Working from home is an interesting beast. There is no dress code, no time clock, no deadlines, and, consequently, no paychecks. Also, you are both never at work and always at work at the same time.
When I gave up my steady nursing job on Star Wars Day, May the 4th (be with you), my primary job became full time captain of our family’s ship. If there were an actual ship, with sails to hoist, hatches to batten down, and the like, that might be enough to keep me sufficiently engaged, but, there is no actual ship, just lots of cooking, dishes, laundry, and children's moral frameworks to structure. Whatever, I'm still a captain.
I hesitated writing a post about Sandy and the storm’s effects on my household because there are so many people that are still struggling. My own minor inconveniences were rather trivial in comparison.

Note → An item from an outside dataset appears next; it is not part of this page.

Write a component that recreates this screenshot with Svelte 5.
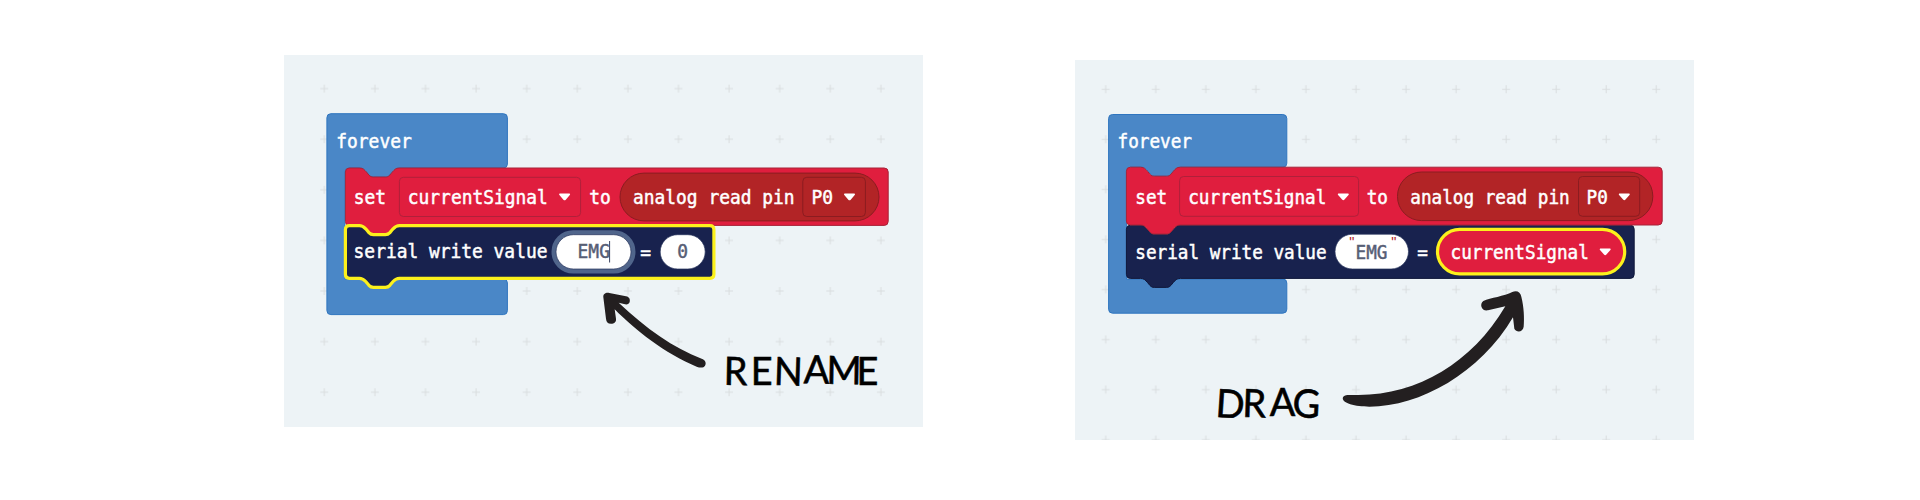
<script>
  const bump = (x) => `H${x + 14} c4 0 5 2 7 4 l2.5 3 c1.5 1.6 2.5 2 4.5 2 h12 c2 0 3 -0.4 4.5 -2 l2.5 -3 c2 -2 3 -4 7 -4`;
  const bumpBack = (x) => `H${x + 54} c-4 0 -5 2 -7 4 l-2.5 3 c-1.5 1.6 -2.5 2 -4.5 2 h-12 c-2 0 -3 -0.4 -4.5 -2 l-2.5 -3 c-2 -2 -3 -4 -7 -4`;
  const statement = (x, y, r, b) =>
    `M${x} ${y + 4} q0 -4 4 -4 ${bump(x)} H${r - 4} q4 0 4 4 V${b - 4} q0 4 -4 4 ${bumpBack(x)} H${x + 4} q-4 0 -4 -4 Z`;
  const loop = (x, y, r, b, top, bottom) =>
    `M${x} ${y + 4} q0 -4 4 -4 H${r - 4} q4 0 4 4 V${top - 4} q0 4 -4 4 ${bumpBack(x + 18.5)} H${x + 22} q-4 0 -4 4 V${bottom} H${r - 4} q4 0 4 4 V${b - 4} q0 4 -4 4 H${x + 4} q-4 0 -4 -4 Z`;

  const panels = [
    {
      id: 'rename', box: [284, 55, 639, 372], pitch: 10.77, grid: [324.3, 88.7, 50.6],
      loop: loop(326.9, 113.7, 507.4, 314.6, 168, 279),
      set: statement(345.4, 168, 888.2, 225.4),
      serial: statement(345.4, 225.6, 713.9, 278.3),
      selected: true,
      fields: [[399.4, 177.3, 181.2, 39.2]],
      reporter: [620, 173.1, 259, 47.8],
      pin: [802.8, 177.3, 62.6, 39.2],
      carets: [[564.6, 193.6], [849.5, 193.6]],
      texts: [['forever', 336.3, 147.6], ['set', 353.8, 203.8], ['currentSignal', 407.8, 203.8], ['to', 589.3, 203.8],
        ['analog read pin', 633, 203.8], ['P0', 811.6, 203.8], ['serial write value', 353.6, 258.4], ['=', 640.2, 258.8]],
      slots: [[556, 234.7, 75, 34.3], [660.2, 234.7, 45, 34.3]],
      values: [['EMG', 577.6, 258.4], ['0', 677.3, 258.4]]
    },
    {
      id: 'drag', box: [1075, 60, 619, 380], pitch: 10.63, grid: [1105.7, 89.3, 50.05],
      loop: loop(1108.6, 114.5, 1286.8, 313.2, 167.2, 279),
      set: statement(1126.4, 167.2, 1662.2, 225),
      serial: statement(1126.4, 225.2, 1634.2, 278.4),
      selected: false,
      fields: [[1179.6, 176.5, 179, 39.8]],
      reporter: [1397.5, 172, 255.3, 48.6],
      pin: [1578.5, 176.5, 61.2, 39.8],
      carets: [[1343.3, 193.4], [1624.3, 193.4]],
      texts: [['forever', 1117.5, 147.6], ['set', 1135.3, 203.6], ['currentSignal', 1188.2, 203.6], ['to', 1366.7, 203.6],
        ['analog read pin', 1410.3, 203.6], ['P0', 1586.6, 203.6], ['serial write value', 1135.3, 258.5], ['=', 1417.3, 259]],
      slots: [[1335, 234.2, 73.5, 34.8]],
      values: [['EMG', 1355.6, 258.5]]
    }
  ];
  const caret = (x, y) => `M${x - 5} ${y} h10 q1 .6 .2 1.5 l-4 4.6 q-1.2 1.3 -2.4 0 l-4 -4.6 q-.8 -.9 .2 -1.5 Z`;
</script>

{#snippet label(text, x, y, pitch, kind)}
  <text class={kind} {x} {y} textLength={text.length * pitch} lengthAdjust="spacingAndGlyphs">{text}</text>
{/snippet}

<main>
  {#each panels as p}
    <section class={p.id}>
      <svg viewBox={p.box.join(' ')} width={p.box[2]} height={p.box[3]}>
        <defs>
          <pattern id={`grid-${p.id}`} x={p.grid[0] - 10} y={p.grid[1] - 10} width={p.grid[2]} height={p.grid[2]} patternUnits="userSpaceOnUse">
            <path d="M6 10h8M10 6v8" stroke="#d9dddf" stroke-width="1" />
          </pattern>
        </defs>
        <rect x={p.box[0]} y={p.box[1]} width={p.box[2]} height={p.box[3]} fill={`url(#grid-${p.id})`} />
        <path class="loop" d={p.loop} />
        {#if p.selected}
          <path class="set" d={p.set} />
          <path class="serial selected" d={p.serial} />
        {:else}
          <path class="serial" d={p.serial} />
          <path class="set" d={p.set} />
        {/if}
        {#each p.fields as [x, y, w, h]}
          <rect class="field" {x} {y} width={w} height={h} rx="4" />
        {/each}
        <rect class="reporter" x={p.reporter[0]} y={p.reporter[1]} width={p.reporter[2]} height={p.reporter[3]} rx="24" />
        <rect class="pin" x={p.pin[0]} y={p.pin[1]} width={p.pin[2]} height={p.pin[3]} rx="4" />
        {#each p.carets as [x, y]}
          <path class="caret" d={caret(x, y)} />
        {/each}
        {#each p.slots as [x, y, w, h], i}
          {#if p.selected && i === 0}
            <rect class="halo" x={x - 2} y={y - 2} width={w + 4} height={h + 4} rx="19.2" />
          {/if}
          <rect class="slot" {x} {y} width={w} height={h} rx="17.4" />
        {/each}
        {#each p.texts as [text, x, y]}
          {@render label(text, x, y, p.pitch, 'code')}
        {/each}
        {#each p.values as [text, x, y]}
          {@render label(text, x, y, p.pitch, 'value')}
        {/each}

        {#if p.selected}
          <path d="M609.6 241v21.5" stroke="#3d4560" stroke-width="1" />
          <path class="arrow" transform="translate(530 200) scale(.33333)"
            d="M220 292C219 282 227 277 238 279L288 289C298 291 301 298 299 306C297 313 290 315 282 312L266 308C350 387 430 443 515 476C526 480 530 489 525 497C521 504 511 504 500 500C405 461 315 390 254 328L258 356C259 366 253 371 243 371C233 371 229 366 228 356Z" />
          <text class="note" transform="translate(0 384.8) scale(.97 1)" x="746 774 797.5 828.3 851.8 883" y="0 .6 0 -1.5 -1 .6" rotate="1 0 2 1 1 0">RENAME</text>
        {:else}
          <text class="quote" x="1349.2" y="247.4">"</text>
          <text class="quote" x="1391.3" y="247.4">"</text>
          <rect class="variable" x="1437.5" y="229.4" width="187.2" height="44.4" rx="22.2" />
          {@render label('currentSignal', 1450.6, 258.5, p.pitch, 'code')}
          <path class="caret" d={caret(1605.2, 248.4)} />
          <path class="arrow" transform="translate(1320 210) scale(.33333)"
            d="M69 562C72 553 84 555 110 555C290 557 455 460 556 289L504 301C485 305 477 282 490 273C512 263 552 259 577 246C590 240 602 246 604 260C612 292 613 324 611 350C609 366 590 369 583 356L579 322C480 490 300 590 148 590C108 590 62 580 69 562Z" />
          <text class="note" transform="translate(0 416.8) scale(.97 1)" x="1252.5 1280.5 1309 1332" y="0 0 -1 0" rotate="4 2 0 3">DRAG</text>
        {/if}
      </svg>
    </section>
  {/each}
</main>

<style>
  :global(body) { background: #fff; overflow: hidden; }
  main { display: flex; align-items: flex-start; gap: 152px; box-sizing: border-box; width: 1920px; height: 500px; padding: 55px 226px 0 284px; background: #fff; }
  section { flex: none; background: #edf3f6; }
  .drag { margin-top: 5px; }
  svg { display: block; }
  .loop { fill: #4a87c7; stroke: #2f75bf; stroke-width: 1; }
  .set { fill: #e01e3e; stroke: #a72338; stroke-width: 1; }
  .serial { fill: #18224e; stroke: #10183b; stroke-width: 1; }
  .serial.selected { stroke: #fcf11c; stroke-width: 3.2; }
  .field { fill: none; stroke: #b0203a; stroke-width: 1; }
  .reporter { fill: #b22426; stroke: #8b1c20; stroke-width: 1; }
  .pin { fill: none; stroke: #8b1c20; stroke-width: 1; }
  .slot { fill: #fff; stroke: #26345c; stroke-width: .7; }
  .halo { fill: none; stroke: #50658b; stroke-width: 5; }
  .variable { fill: #e01e3e; stroke: #fcf11c; stroke-width: 3.2; }
  .caret { fill: #fff; }
  .arrow { fill: #231f20; }
  text { font-family: "DejaVu Sans Mono", monospace; font-size: 19.6px; white-space: pre; }
  .code { fill: #fff; stroke: #fff; stroke-width: .5; }
  .value { fill: #575e75; stroke: #575e75; stroke-width: .5; }
  .quote { font-size: 14.5px; font-family: "Liberation Sans", sans-serif; fill: #b22426; }
  .note { font-family: Lato, sans-serif; font-size: 39px; fill: #000; stroke: #000; stroke-width: .6; }
</style>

However, that could be said about my life at any moment. As a person who lives in a wealthy nation with dependable (usually) access to clean water, electricity, and a ridiculous amount of food, just about anything I might express displeasure about would appear frivolous and self-involved on a global scale. Does me whining become proportionally more insensitive the closer the tragedy gets to me?
Then I realized I was overlooking a fundamental truth of human nature: People love to whine and complain, but nobody really wants to listen to other people whining and complaining. Ever. So I chucked the whiny post that I wrote while still waiting for the power to come back on and I’ve instead decided to discuss the five things I was grateful for after Sandy took my power away.
I like to throw things.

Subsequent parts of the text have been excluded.